• **Exercise prompt**: Below is a listing; write it out exactly and drop any images from it.

• **Extracted data**:
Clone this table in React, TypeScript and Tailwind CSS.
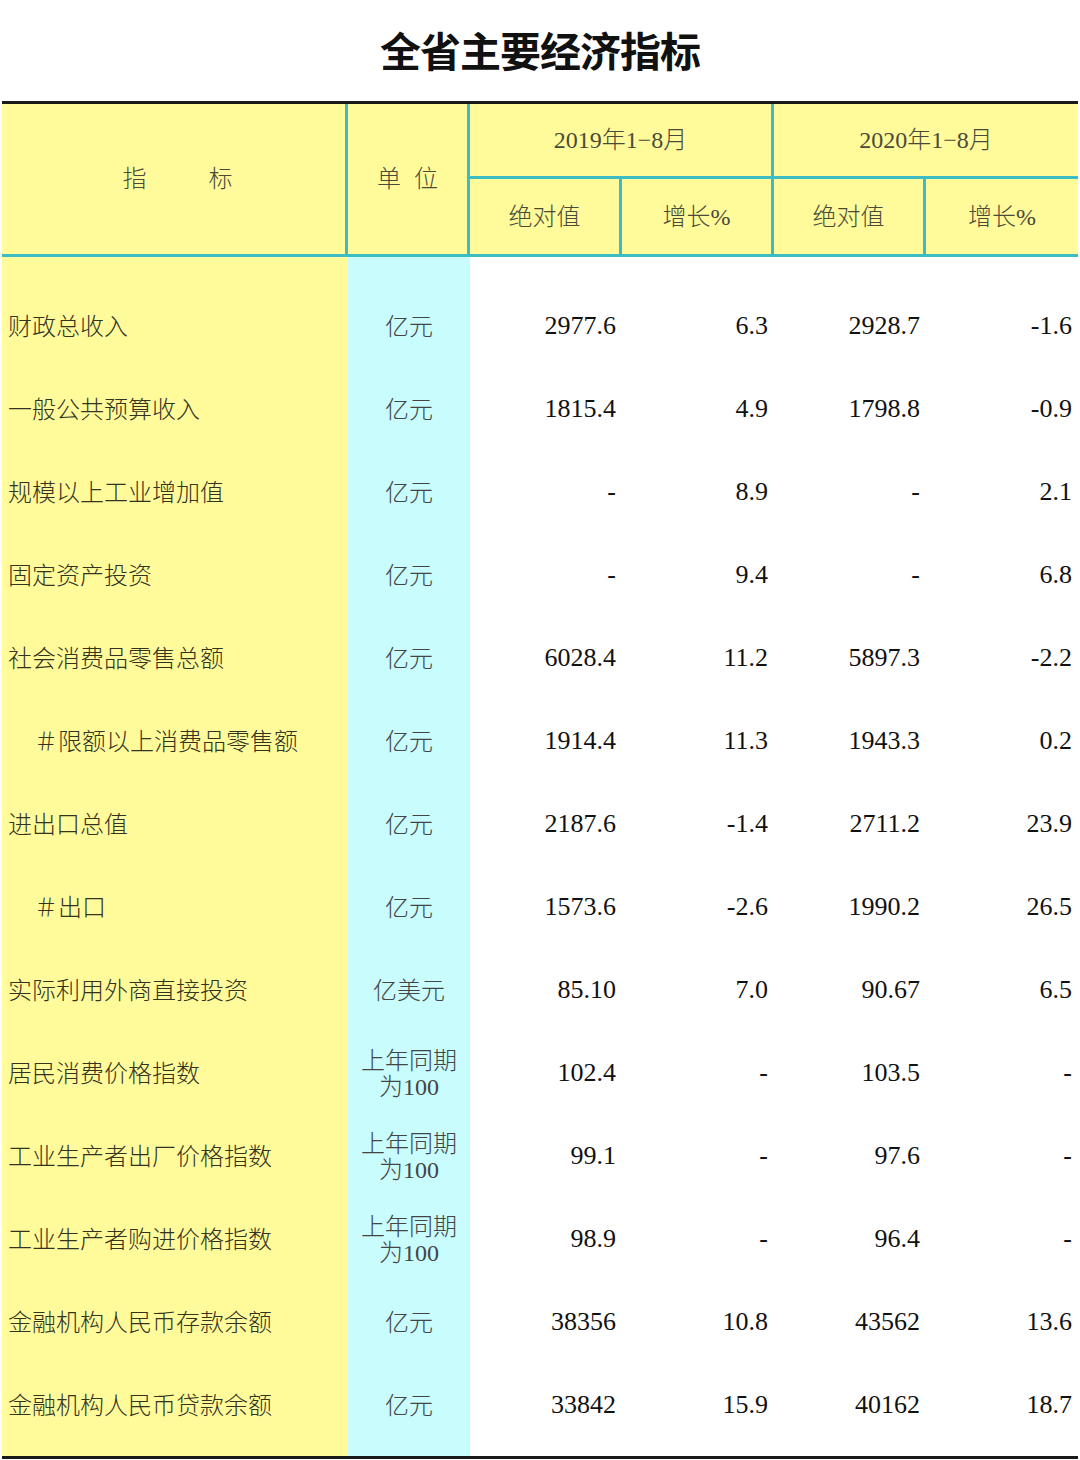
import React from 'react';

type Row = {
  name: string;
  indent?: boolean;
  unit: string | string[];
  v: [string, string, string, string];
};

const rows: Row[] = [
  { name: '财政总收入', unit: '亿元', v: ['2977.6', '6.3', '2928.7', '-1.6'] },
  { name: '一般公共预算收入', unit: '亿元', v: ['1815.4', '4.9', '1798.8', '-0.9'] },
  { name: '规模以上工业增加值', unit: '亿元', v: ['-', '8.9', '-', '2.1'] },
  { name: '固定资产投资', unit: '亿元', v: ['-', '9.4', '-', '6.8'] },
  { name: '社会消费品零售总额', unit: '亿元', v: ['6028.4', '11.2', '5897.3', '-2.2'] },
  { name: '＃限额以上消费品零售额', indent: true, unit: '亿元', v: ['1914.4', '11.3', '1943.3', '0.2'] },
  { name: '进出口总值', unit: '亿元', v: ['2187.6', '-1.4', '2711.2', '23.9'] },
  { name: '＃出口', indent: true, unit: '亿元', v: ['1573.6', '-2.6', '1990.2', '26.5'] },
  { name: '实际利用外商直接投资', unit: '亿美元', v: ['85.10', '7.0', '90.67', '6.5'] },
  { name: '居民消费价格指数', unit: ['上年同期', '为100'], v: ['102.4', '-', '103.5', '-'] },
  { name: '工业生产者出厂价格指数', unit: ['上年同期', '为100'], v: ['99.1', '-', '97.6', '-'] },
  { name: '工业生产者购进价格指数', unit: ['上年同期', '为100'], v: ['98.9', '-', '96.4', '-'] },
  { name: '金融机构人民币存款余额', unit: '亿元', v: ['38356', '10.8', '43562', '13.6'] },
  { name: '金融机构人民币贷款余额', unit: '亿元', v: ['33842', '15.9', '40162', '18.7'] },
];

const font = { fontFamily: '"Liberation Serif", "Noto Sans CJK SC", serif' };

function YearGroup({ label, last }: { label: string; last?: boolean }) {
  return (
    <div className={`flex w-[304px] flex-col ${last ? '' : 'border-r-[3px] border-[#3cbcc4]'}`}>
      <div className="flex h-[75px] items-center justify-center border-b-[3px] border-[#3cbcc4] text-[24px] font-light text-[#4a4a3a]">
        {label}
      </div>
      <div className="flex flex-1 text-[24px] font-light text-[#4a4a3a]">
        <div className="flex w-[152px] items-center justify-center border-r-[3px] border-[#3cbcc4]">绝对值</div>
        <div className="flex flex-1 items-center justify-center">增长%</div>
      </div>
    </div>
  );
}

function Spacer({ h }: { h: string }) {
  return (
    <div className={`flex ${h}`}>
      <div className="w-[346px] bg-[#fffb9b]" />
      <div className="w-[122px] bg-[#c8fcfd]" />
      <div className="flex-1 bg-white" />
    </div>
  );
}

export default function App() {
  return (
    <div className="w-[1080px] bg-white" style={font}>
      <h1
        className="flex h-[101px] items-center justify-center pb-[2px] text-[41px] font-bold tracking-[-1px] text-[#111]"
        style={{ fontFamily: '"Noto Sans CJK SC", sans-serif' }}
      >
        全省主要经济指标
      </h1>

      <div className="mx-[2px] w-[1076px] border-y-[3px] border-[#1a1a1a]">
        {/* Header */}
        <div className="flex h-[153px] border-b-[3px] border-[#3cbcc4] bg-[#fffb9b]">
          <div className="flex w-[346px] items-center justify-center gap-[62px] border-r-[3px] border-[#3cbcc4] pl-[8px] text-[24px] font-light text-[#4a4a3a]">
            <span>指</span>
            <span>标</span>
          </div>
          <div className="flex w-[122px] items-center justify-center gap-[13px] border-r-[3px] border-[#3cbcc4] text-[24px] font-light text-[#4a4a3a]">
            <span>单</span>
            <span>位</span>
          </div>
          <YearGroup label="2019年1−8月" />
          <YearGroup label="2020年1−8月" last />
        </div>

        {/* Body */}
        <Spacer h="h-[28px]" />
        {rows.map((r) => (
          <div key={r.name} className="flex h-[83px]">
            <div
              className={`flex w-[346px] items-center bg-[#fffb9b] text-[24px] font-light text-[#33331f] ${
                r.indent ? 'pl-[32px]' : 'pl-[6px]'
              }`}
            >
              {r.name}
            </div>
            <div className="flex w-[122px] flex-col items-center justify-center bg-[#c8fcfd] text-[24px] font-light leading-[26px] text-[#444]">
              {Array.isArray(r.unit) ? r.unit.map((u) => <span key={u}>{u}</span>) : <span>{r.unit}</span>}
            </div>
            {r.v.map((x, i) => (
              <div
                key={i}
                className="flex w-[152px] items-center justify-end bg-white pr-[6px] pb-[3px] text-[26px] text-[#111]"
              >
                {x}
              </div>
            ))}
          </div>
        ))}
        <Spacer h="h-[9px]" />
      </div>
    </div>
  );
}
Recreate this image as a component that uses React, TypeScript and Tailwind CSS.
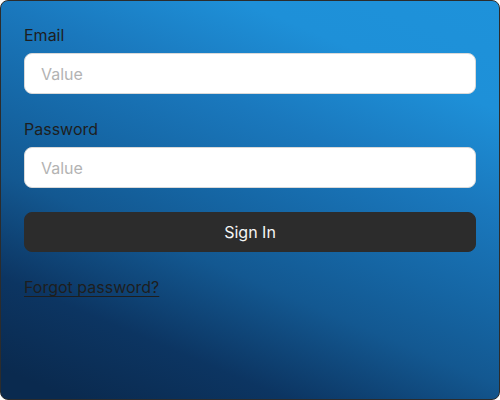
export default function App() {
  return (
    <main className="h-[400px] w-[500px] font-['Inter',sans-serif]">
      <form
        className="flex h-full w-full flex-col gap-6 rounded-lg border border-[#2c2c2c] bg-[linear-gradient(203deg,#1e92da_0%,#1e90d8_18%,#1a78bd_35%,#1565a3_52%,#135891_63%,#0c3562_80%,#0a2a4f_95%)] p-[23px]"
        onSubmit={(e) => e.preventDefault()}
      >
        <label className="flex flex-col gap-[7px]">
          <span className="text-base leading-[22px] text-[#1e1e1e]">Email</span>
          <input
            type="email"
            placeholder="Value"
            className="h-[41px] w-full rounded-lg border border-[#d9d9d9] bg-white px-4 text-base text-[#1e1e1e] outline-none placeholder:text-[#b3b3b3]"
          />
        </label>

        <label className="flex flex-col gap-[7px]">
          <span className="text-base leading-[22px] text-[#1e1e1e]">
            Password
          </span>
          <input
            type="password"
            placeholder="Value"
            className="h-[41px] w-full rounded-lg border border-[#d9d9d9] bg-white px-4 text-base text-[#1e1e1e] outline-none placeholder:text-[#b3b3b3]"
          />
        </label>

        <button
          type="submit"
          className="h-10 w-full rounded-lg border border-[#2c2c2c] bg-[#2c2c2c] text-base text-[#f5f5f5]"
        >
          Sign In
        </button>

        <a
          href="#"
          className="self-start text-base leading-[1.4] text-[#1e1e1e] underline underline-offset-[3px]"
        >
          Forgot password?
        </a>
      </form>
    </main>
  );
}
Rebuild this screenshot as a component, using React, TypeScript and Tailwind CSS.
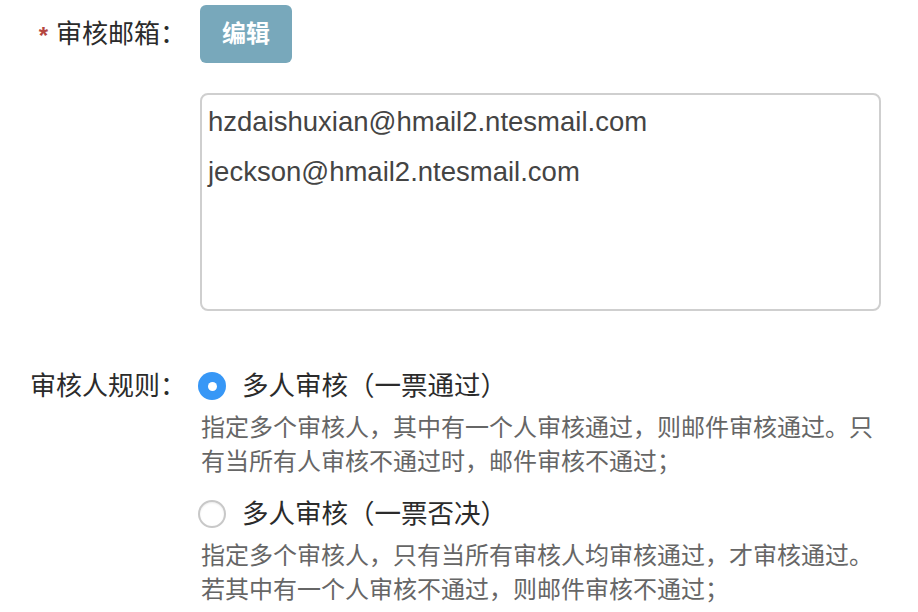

• **Task result**:
Clone this table in React, TypeScript and Tailwind CSS.
import React from 'react';

type Row = {
  name: string;
  indent?: boolean;
  unit: string | string[];
  v: [string, string, string, string];
};

const rows: Row[] = [
  { name: '财政总收入', unit: '亿元', v: ['2977.6', '6.3', '2928.7', '-1.6'] },
  { name: '一般公共预算收入', unit: '亿元', v: ['1815.4', '4.9', '1798.8', '-0.9'] },
  { name: '规模以上工业增加值', unit: '亿元', v: ['-', '8.9', '-', '2.1'] },
  { name: '固定资产投资', unit: '亿元', v: ['-', '9.4', '-', '6.8'] },
  { name: '社会消费品零售总额', unit: '亿元', v: ['6028.4', '11.2', '5897.3', '-2.2'] },
  { name: '＃限额以上消费品零售额', indent: true, unit: '亿元', v: ['1914.4', '11.3', '1943.3', '0.2'] },
  { name: '进出口总值', unit: '亿元', v: ['2187.6', '-1.4', '2711.2', '23.9'] },
  { name: '＃出口', indent: true, unit: '亿元', v: ['1573.6', '-2.6', '1990.2', '26.5'] },
  { name: '实际利用外商直接投资', unit: '亿美元', v: ['85.10', '7.0', '90.67', '6.5'] },
  { name: '居民消费价格指数', unit: ['上年同期', '为100'], v: ['102.4', '-', '103.5', '-'] },
  { name: '工业生产者出厂价格指数', unit: ['上年同期', '为100'], v: ['99.1', '-', '97.6', '-'] },
  { name: '工业生产者购进价格指数', unit: ['上年同期', '为100'], v: ['98.9', '-', '96.4', '-'] },
  { name: '金融机构人民币存款余额', unit: '亿元', v: ['38356', '10.8', '43562', '13.6'] },
  { name: '金融机构人民币贷款余额', unit: '亿元', v: ['33842', '15.9', '40162', '18.7'] },
];

const font = { fontFamily: '"Liberation Serif", "Noto Sans CJK SC", serif' };

function YearGroup({ label, last }: { label: string; last?: boolean }) {
  return (
    <div className={`flex w-[304px] flex-col ${last ? '' : 'border-r-[3px] border-[#3cbcc4]'}`}>
      <div className="flex h-[75px] items-center justify-center border-b-[3px] border-[#3cbcc4] text-[24px] font-light text-[#4a4a3a]">
        {label}
      </div>
      <div className="flex flex-1 text-[24px] font-light text-[#4a4a3a]">
        <div className="flex w-[152px] items-center justify-center border-r-[3px] border-[#3cbcc4]">绝对值</div>
        <div className="flex flex-1 items-center justify-center">增长%</div>
      </div>
    </div>
  );
}

function Spacer({ h }: { h: string }) {
  return (
    <div className={`flex ${h}`}>
      <div className="w-[346px] bg-[#fffb9b]" />
      <div className="w-[122px] bg-[#c8fcfd]" />
      <div className="flex-1 bg-white" />
    </div>
  );
}

export default function App() {
  return (
    <div className="w-[1080px] bg-white" style={font}>
      <h1
        className="flex h-[101px] items-center justify-center pb-[2px] text-[41px] font-bold tracking-[-1px] text-[#111]"
        style={{ fontFamily: '"Noto Sans CJK SC", sans-serif' }}
      >
        全省主要经济指标
      </h1>

      <div className="mx-[2px] w-[1076px] border-y-[3px] border-[#1a1a1a]">
        {/* Header */}
        <div className="flex h-[153px] border-b-[3px] border-[#3cbcc4] bg-[#fffb9b]">
          <div className="flex w-[346px] items-center justify-center gap-[62px] border-r-[3px] border-[#3cbcc4] pl-[8px] text-[24px] font-light text-[#4a4a3a]">
            <span>指</span>
            <span>标</span>
          </div>
          <div className="flex w-[122px] items-center justify-center gap-[13px] border-r-[3px] border-[#3cbcc4] text-[24px] font-light text-[#4a4a3a]">
            <span>单</span>
            <span>位</span>
          </div>
          <YearGroup label="2019年1−8月" />
          <YearGroup label="2020年1−8月" last />
        </div>

        {/* Body */}
        <Spacer h="h-[28px]" />
        {rows.map((r) => (
          <div key={r.name} className="flex h-[83px]">
            <div
              className={`flex w-[346px] items-center bg-[#fffb9b] text-[24px] font-light text-[#33331f] ${
                r.indent ? 'pl-[32px]' : 'pl-[6px]'
              }`}
            >
              {r.name}
            </div>
            <div className="flex w-[122px] flex-col items-center justify-center bg-[#c8fcfd] text-[24px] font-light leading-[26px] text-[#444]">
              {Array.isArray(r.unit) ? r.unit.map((u) => <span key={u}>{u}</span>) : <span>{r.unit}</span>}
            </div>
            {r.v.map((x, i) => (
              <div
                key={i}
                className="flex w-[152px] items-center justify-end bg-white pr-[6px] pb-[3px] text-[26px] text-[#111]"
              >
                {x}
              </div>
            ))}
          </div>
        ))}
        <Spacer h="h-[9px]" />
      </div>
    </div>
  );
}
Recreate this image as a component that uses React, TypeScript and Tailwind CSS.
export default function App() {
  return (
    <main className="h-[400px] w-[500px] font-['Inter',sans-serif]">
      <form
        className="flex h-full w-full flex-col gap-6 rounded-lg border border-[#2c2c2c] bg-[linear-gradient(203deg,#1e92da_0%,#1e90d8_18%,#1a78bd_35%,#1565a3_52%,#135891_63%,#0c3562_80%,#0a2a4f_95%)] p-[23px]"
        onSubmit={(e) => e.preventDefault()}
      >
        <label className="flex flex-col gap-[7px]">
          <span className="text-base leading-[22px] text-[#1e1e1e]">Email</span>
          <input
            type="email"
            placeholder="Value"
            className="h-[41px] w-full rounded-lg border border-[#d9d9d9] bg-white px-4 text-base text-[#1e1e1e] outline-none placeholder:text-[#b3b3b3]"
          />
        </label>

        <label className="flex flex-col gap-[7px]">
          <span className="text-base leading-[22px] text-[#1e1e1e]">
            Password
          </span>
          <input
            type="password"
            placeholder="Value"
            className="h-[41px] w-full rounded-lg border border-[#d9d9d9] bg-white px-4 text-base text-[#1e1e1e] outline-none placeholder:text-[#b3b3b3]"
          />
        </label>

        <button
          type="submit"
          className="h-10 w-full rounded-lg border border-[#2c2c2c] bg-[#2c2c2c] text-base text-[#f5f5f5]"
        >
          Sign In
        </button>

        <a
          href="#"
          className="self-start text-base leading-[1.4] text-[#1e1e1e] underline underline-offset-[3px]"
        >
          Forgot password?
        </a>
      </form>
    </main>
  );
}
Rebuild this screenshot as a component, using React, TypeScript and Tailwind CSS.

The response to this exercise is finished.